_What you are asked to do_
Return all lines below containing the word "this".

============

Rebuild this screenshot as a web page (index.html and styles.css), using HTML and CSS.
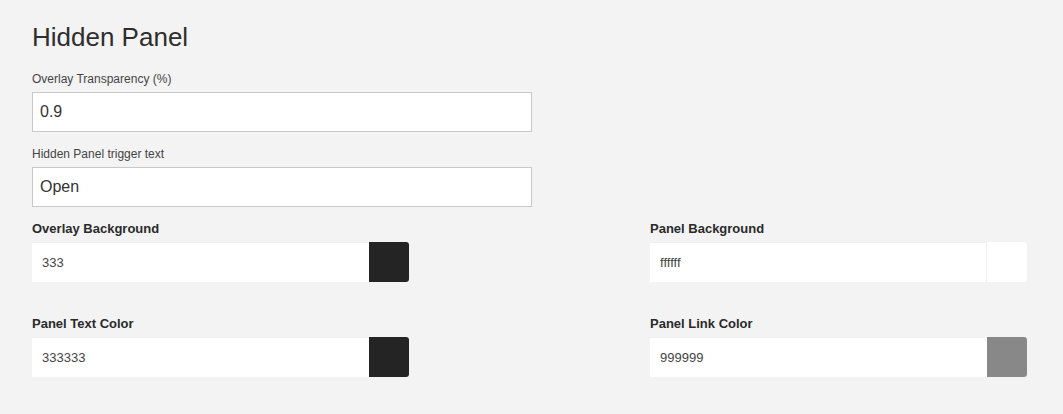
FILE: index.html
```html
<!DOCTYPE html>
<html>
<head>
<meta charset="utf-8">
<link rel="stylesheet" href="styles.css">
</head>
<body>
<div class="page">
  <h1 class="title">Hidden Panel</h1>
  <div class="field">
    <label class="label">Overlay Transparency (%)</label>
    <div class="text-input">0.9</div>
  </div>
  <div class="field">
    <label class="label">Hidden Panel trigger text</label>
    <div class="text-input">Open</div>
  </div>
  <div class="colors">
    <div class="color-field">
      <div class="blabel">Overlay Background</div>
      <div class="color-input"><span class="value">333</span><span class="swatch dark"></span></div>
    </div>
    <div class="color-field">
      <div class="blabel">Panel Background</div>
      <div class="color-input"><span class="value">ffffff</span><span class="swatch white"></span></div>
    </div>
    <div class="color-field">
      <div class="blabel">Panel Text Color</div>
      <div class="color-input"><span class="value">333333</span><span class="swatch dark"></span></div>
    </div>
    <div class="color-field">
      <div class="blabel">Panel Link Color</div>
      <div class="color-input"><span class="value">999999</span><span class="swatch grey"></span></div>
    </div>
  </div>
</div>
</body>
</html>
```

FILE: styles.css
```css
html, body {
  margin: 0;
  padding: 0;
  background: #f3f3f3;
}
body {
  font-family: "Liberation Sans", Arial, sans-serif;
  color: #333;
}
.page {
  padding: 22px 32px 0 32px;
}
.title {
  margin: 0;
  font-size: 26px;
  font-weight: normal;
  line-height: 30px;
  color: #2e2e2e;
}
.field {
  display: flex;
  flex-direction: column;
}
.label {
  font-size: 12px;
  line-height: 14px;
  color: #444;
  margin-top: 20px;
  margin-bottom: 6px;
}
.field + .field .label {
  margin-top: 15px;
}
.text-input {
  box-sizing: border-box;
  width: 500px;
  height: 40px;
  border: 1px solid #c9c9c9;
  background: #fff;
  font-size: 16px;
  line-height: 38px;
  padding-left: 7px;
  color: #333;
}
.colors {
  display: grid;
  grid-template-columns: 618px 377px;
  row-gap: 34px;
  margin-top: 14px;
}
.blabel {
  font-size: 13px;
  font-weight: bold;
  line-height: 16px;
  color: #2a2a2a;
  margin-bottom: 5px;
}
.color-input {
  display: flex;
  width: 377px;
  height: 40px;
  background: #fff;
  border-top: 1px solid #eeeeee;
  box-sizing: border-box;
  border-radius: 0 3px 3px 0;
}
.value {
  flex: 1;
  font-size: 13px;
  line-height: 39px;
  padding-left: 10px;
  color: #444;
}
.swatch {
  width: 40px;
  margin-top: -1px;
  border-radius: 0 3px 3px 0;
}
.dark { background: #242424; }
.grey { background: #888888; }
.white { background: #ffffff; border-left: 1px solid #f0f0f0; }
```
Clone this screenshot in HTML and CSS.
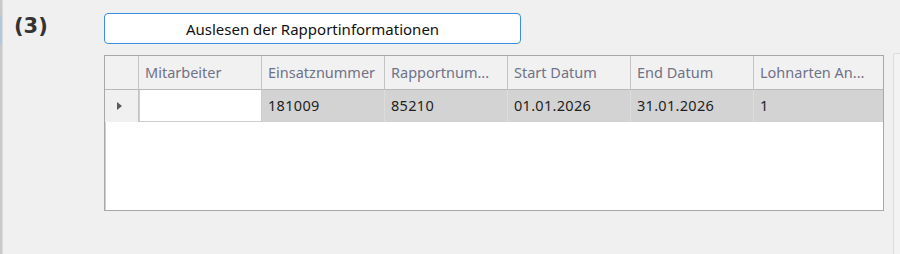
FILE: index.html
```html
<!DOCTYPE html>
<html lang="de">

<head>
    <meta charset="UTF-8">
    <title>Rapportinformationen</title>
    <link rel="stylesheet" href="styles.css">
</head>

<body>
    <div class="page">
        <div class="side-strip"><div class="side-mark"></div></div>

        <div class="step-label">(3)</div>

        <div class="main">
            <button class="read-button">Auslesen der Rapportinformationen</button>

            <div class="data-grid">
                <div class="head corner"></div>
                <div class="head">Mitarbeiter</div>
                <div class="head">Einsatznummer</div>
                <div class="head">Rapportnum...</div>
                <div class="head">Start Datum</div>
                <div class="head">End Datum</div>
                <div class="head">Lohnarten An...</div>

                <div class="row-head"><span class="arrow"></span></div>
                <div class="cell edit"></div>
                <div class="cell">181009</div>
                <div class="cell">85210</div>
                <div class="cell">01.01.2026</div>
                <div class="cell">31.01.2026</div>
                <div class="cell">1</div>
            </div>
        </div>

        <div class="right-panel"></div>
    </div>
</body>

</html>
```

FILE: styles.css
```css
body {
    margin: 0;
    background-color: #f0f0f0;
    font-family: "Noto Sans", "Open Sans", sans-serif;
    color: #1e1e1e;
}

.page {
    display: grid;
    grid-template-columns: 3px 101px 780px 1fr;
    height: 254px;
    overflow: hidden;
}

.side-strip {
    background-color: #c9c9c9;
    border-right: 1px solid #dadada;
    box-sizing: border-box;
    padding-top: 15px;
}

.side-mark {
    height: 30px;
    background-color: #b3c8dc;
}

.step-label {
    padding: 12px 0 0 11px;
    font-family: "DejaVu Sans", sans-serif;
    font-size: 21px;
    font-weight: bold;
    color: #333;
    line-height: 28px;
}

.main {
    padding-top: 13px;
}

.read-button {
    display: block;
    width: 417px;
    height: 31px;
    margin-bottom: 11px;
    padding: 0;
    background-color: #fff;
    border: 1px solid #3b8edc;
    border-radius: 4px;
    font-family: inherit;
    font-size: 15px;
    color: #111;
}

.data-grid {
    display: grid;
    grid-template-columns: 34px 123px 123px 123px 123px 123px 1fr;
    grid-template-rows: 34px 32px;
    align-content: start;
    height: 156px;
    box-sizing: border-box;
    background-color: #fff;
    border: 1px solid #a8a8a8;
    box-shadow: inset 1px 1px 0 #cfcfcf;
}

.head {
    background-color: #f1f1f1;
    border-right: 1px solid #c4c4c4;
    border-bottom: 1px solid #b9b9b9;
    padding: 0 6px;
    line-height: 33px;
    font-size: 14.5px;
    color: #6f7288;
    white-space: nowrap;
    overflow: hidden;
}

.head:nth-child(7) {
    border-right: none;
}

.row-head {
    background-color: #f0f0f0;
    border-right: 1px solid #c4c4c4;
    display: flex;
    align-items: center;
    justify-content: center;
}

.arrow {
    width: 0;
    height: 0;
    margin-left: -4px;
    border-top: 4px solid transparent;
    border-bottom: 4px solid transparent;
    border-left: 5px solid #5a5a5a;
}

.cell {
    background-color: #d3d3d3;
    border-right: 1px solid #dcdcdc;
    padding: 0 6px;
    line-height: 31px;
    font-size: 14.5px;
    letter-spacing: 0.3px;
    color: #1e1e1e;
}

.cell:last-child {
    border-right: none;
}

.cell.edit {
    background-color: #fff;
    border: 1px solid #cdcdcd;
    border-top: none;
}

.right-panel {
    margin: 53px 0 0 9px;
    background-color: #f3f3f3;
    border-left: 1px solid #dcdcdc;
    border-top: 1px solid #dcdcdc;
    border-top-left-radius: 2px;
}
```
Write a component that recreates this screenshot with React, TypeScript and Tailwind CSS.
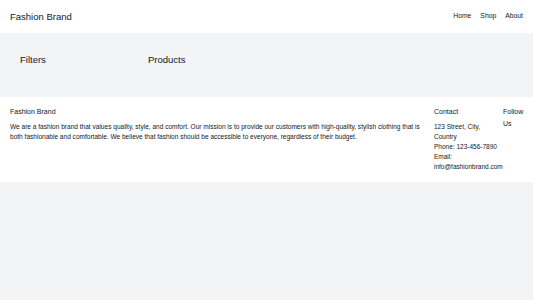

============

_Task solution_
Rebuild this screenshot as a web page (index.html and styles.css), using HTML and CSS.
Clone this screenshot in HTML and CSS.
Write a component that recreates this screenshot with React, TypeScript and Tailwind CSS.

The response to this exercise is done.